Project MONDEGO/ Research

Adapted processing architectures

Surveillance and monitoring in poorly structured environments require a very low power consumption sensor network. Incorporating advanced features at the sensory nodes is only admissible at a low power budget [12]. Although projections on the performance of integrated circuits point to a sustained increase in the available computing power [13], conventional architectures are giving way to multi-core systems [14]. The reason for this is avoiding the constraints in power consumption imposed by the thermal characteristics of the materials. There is a maximum energy that can be dissipated by the silicon die and the chip package [15]

An additional difficulty is the implementation of vision algorithms in conventional architectures. The visual stimulus is multidimensional, containing high spatial and temporal correlation. Signals for the different sensors of he array are inherently parallel. Conventional architectures have, in principle, a low degree of parallelism. It can be increased by proper instruction segmentation [16]. It is also common to use hardware accelerators for some specific tasks [17].

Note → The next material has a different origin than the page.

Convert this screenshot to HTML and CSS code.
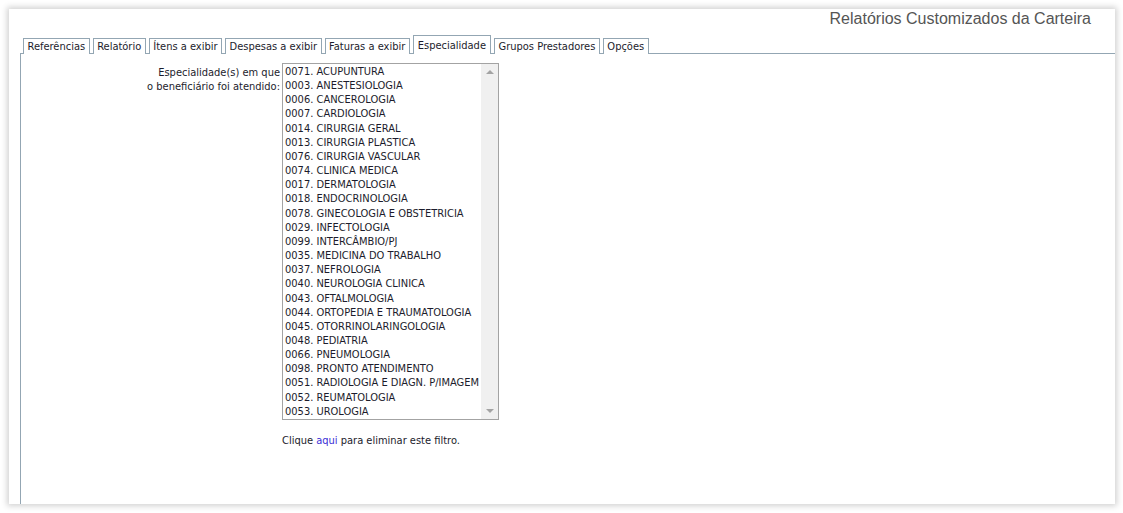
FILE: index.html
```html
<!DOCTYPE html>
<html lang="pt-BR">
<head>
<meta charset="utf-8">
<title>Relatórios Customizados da Carteira</title>
<link rel="stylesheet" href="styles.css">
</head>
<body>
<div class="sheet">
  <div class="title">Relatórios Customizados da Carteira</div>
  <div class="tabs">
    <span class="tab">Referências</span>
    <span class="tab">Relatório</span>
    <span class="tab">Ítens a exibir</span>
    <span class="tab">Despesas a exibir</span>
    <span class="tab">Faturas a exibir</span>
    <span class="tab active">Especialidade</span>
    <span class="tab">Grupos Prestadores</span>
    <span class="tab">Opções</span>
  </div>
  <div class="panel">
    <div class="field">
      <div class="label">Especialidade(s) em que<br>o beneficiário foi atendido:</div>
      <div class="control">
        <div class="listbox">
          <div class="items">
            <div class="item">0071. ACUPUNTURA</div>
            <div class="item">0003. ANESTESIOLOGIA</div>
            <div class="item">0006. CANCEROLOGIA</div>
            <div class="item">0007. CARDIOLOGIA</div>
            <div class="item">0014. CIRURGIA GERAL</div>
            <div class="item">0013. CIRURGIA PLASTICA</div>
            <div class="item">0076. CIRURGIA VASCULAR</div>
            <div class="item">0074. CLINICA MEDICA</div>
            <div class="item">0017. DERMATOLOGIA</div>
            <div class="item">0018. ENDOCRINOLOGIA</div>
            <div class="item">0078. GINECOLOGIA E OBSTETRICIA</div>
            <div class="item">0029. INFECTOLOGIA</div>
            <div class="item">0099. INTERCÂMBIO/PJ</div>
            <div class="item">0035. MEDICINA DO TRABALHO</div>
            <div class="item">0037. NEFROLOGIA</div>
            <div class="item">0040. NEUROLOGIA CLINICA</div>
            <div class="item">0043. OFTALMOLOGIA</div>
            <div class="item">0044. ORTOPEDIA E TRAUMATOLOGIA</div>
            <div class="item">0045. OTORRINOLARINGOLOGIA</div>
            <div class="item">0048. PEDIATRIA</div>
            <div class="item">0066. PNEUMOLOGIA</div>
            <div class="item">0098. PRONTO ATENDIMENTO</div>
            <div class="item">0051. RADIOLOGIA E DIAGN. P/IMAGEM</div>
            <div class="item">0052. REUMATOLOGIA</div>
            <div class="item">0053. UROLOGIA</div>
          </div>
          <div class="scrollbar">
            <span class="arrow up"></span>
            <span class="arrow down"></span>
          </div>
        </div>
        <p class="hint">Clique <a href="#" class="link">aqui</a> para eliminar este filtro.</p>
      </div>
    </div>
  </div>
</div>
</body>
</html>
```

FILE: styles.css
```css
html, body {
  margin: 0;
  padding: 0;
  background: #ffffff;
}
body {
  padding: 9px 8px 9px 9px;
  font-family: "DejaVu Sans Condensed", "DejaVu Sans", sans-serif;
  font-size: 11px;
  color: #1c1c2c;
}
.sheet {
  width: 1106px;
  height: 495px;
  background: #fff;
  box-shadow: 0 0 6px 2px rgba(0,0,0,0.18);
  display: flex;
  flex-direction: column;
  overflow: hidden;
}
.title {
  font-family: "Liberation Sans", Arial, sans-serif;
  font-size: 16px;
  color: #555;
  text-align: right;
  padding: 1px 24px 0 0;
  height: 25px;
  line-height: 18px;
}
.tabs {
  display: flex;
  align-items: flex-end;
  padding-left: 14px;
  gap: 3px;
  height: 19px;
  position: relative;
  z-index: 1;
}
.tab {
  border: 1px solid #93a6b3;
  border-bottom: none;
  height: 16px;
  line-height: 15px;
  padding: 0 3.5px;
  background: #fff;
  box-sizing: border-box;
  white-space: nowrap;
}
.tab.active {
  height: 19px;
  line-height: 19px;
  padding: 0 4px;
}
.panel {
  flex: 1;
  margin-left: 11px;
  border-top: 1px solid #93a6b3;
  border-left: 1px solid #93a6b3;
  margin-top: -1px;
  padding-top: 9px;
}
.field {
  display: flex;
  gap: 2px;
}
.label {
  width: 259px;
  text-align: right;
  line-height: 14px;
  padding-top: 3px;
}
.listbox {
  width: 215px;
  height: 355px;
  border: 1px solid #a3a3a3;
  display: flex;
}
.items {
  flex: 1;
  padding: 1px 0 0 2px;
}
.item {
  height: 14.17px;
  line-height: 14px;
  white-space: nowrap;
}
.scrollbar {
  width: 17px;
  background: #f0f0f0;
  display: flex;
  flex-direction: column;
  justify-content: space-between;
  align-items: center;
  padding: 6px 0;
  box-sizing: border-box;
}
.arrow {
  width: 0;
  height: 0;
  border-left: 4px solid transparent;
  border-right: 4px solid transparent;
}
.arrow.up { border-bottom: 4px solid #a3a3a3; }
.arrow.down { border-top: 4px solid #a3a3a3; }
.hint {
  margin: 14px 0 0 0;
}
.link {
  color: #3b2fd6;
  text-decoration: none;
}
```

Finally, a big problem found in conventional architectures is the limited memory bandwidth [18]. Because of the massive data flow and the inherent parallelism of the signals, memory access becomes a data bottle-neck. Processing speed limitations appear unless an extra power consumption is permitted. The current trend, especially in what respect to image and video processing, is to divide tasks into several cores with their own cache. These multiple core systems are capable of a higher computing power per milliwatt than their single-gore counterparts [19]. Basically, while power consumption scales linearly with he CPU clock frequency, computing power —measured in MIPS— does not depend solely on the processor. There are elements, like memory access, not scaling with the clock, that have an influence in the achievable computing power. In this way, two processors operating in parallel are more efficient that a single processor operating at double the frequency. This technique is limited by the fact that not every task can be parallelized. Also, Amdahl's law [20]puts a limit to the speedup that can be achieved by parallelization. This limitation has been revised however by taking into account different mechanisms for internal reconfiguration and the important reduction of the memory latency obtained when using distributed resources [21]. The following table displays the effect of parallelization in the energy efficiency of the processor:

Ref. Year Processor Tech. (nm) Freq. (MHz) MIPS/ mW

[22] 2008 Intel® Atom™, single-core 45 1730 1.32

[23] 2010 Intel® Atom™, dual-core, Z520 45 1300 1.64

[24] 2010 NVIDIA Tegra T20-250, 10-core 40 1000 4.60

[25] 2011 Cellular Processor Array, 22×19 SIMD array 350 75 38.0

[26] 2007 Xetal-II, SIMD with 320 heterogeneous PEs 90 84 178.3

[27] 2011 Multiple level SIMD, 32PEs + 32×128 SIMD 180 100 217.3

[28] 2011 Digital Cellular Processor, 120PEs + 80×60 130 200 285.7

Table I. Digital processors of different architecture.

Table I. Digital processors of different architecture.
Ref.	Year	Processor	Tech. (nm)	Freq. (MHz)	MIPS/ mW
[22]	2008	Intel® Atom™, single-core	45	1730	1.32
[23]	2010	Intel® Atom™, dual-core, Z520	45	1300	1.64
[24]	2010	NVIDIA Tegra T20-250, 10-core	40	1000	4.60
[25]	2011	Cellular Processor Array, 22×19 SIMD array	350	75	38.0
[26]	2007	Xetal-II, SIMD with 320 heterogeneous PEs	90	84	178.3
[27]	2011	Multiple level SIMD, 32PEs + 32×128 SIMD	180	100	217.3
[28]	2011	Digital Cellular Processor, 120PEs + 80×60	130	200	285.7

As can be seen, the most energy efficient processors in Table I were built in less advanced technologies. This has been achieved by exploiting parallelism. Clock frequency has been slowed down and memory access is much simpler. Both things contribute to power saving. But still further adaptation can be realized. We propose a bio-inspired approach in which vision is a hierarchical process. Information gets refined in the sense that the number of data decrease as they gain in complexity and formal content [29]. In the biological retina, image features are extracted by parallel processing the visual stimulus. Anything within the visual field is represented by a combination of features. This constitutes a description that can be naturally handled by the brain [30]. At every stage in this process, the proper allocation of resources permits solving the speed/power trade-off. Resource allocation is a two-folded problem, on the one hand, the algorithm needs to be partitioned in tasks with an efficiency criterion. On the other hand, the selection of the appropriate circuit blocks to realize these tasks also contributes to power budget reduction. In particular, tasks requiring low to moderate accuracy can be very efficiently realized at the focal plane by means of analog circuits. Energy efficiency is boosted: 250 [31] and 214 [32] MOPS/mW. These chips are more than processor arrays, they contain photosensors that operate concurrently with the processing circuitry.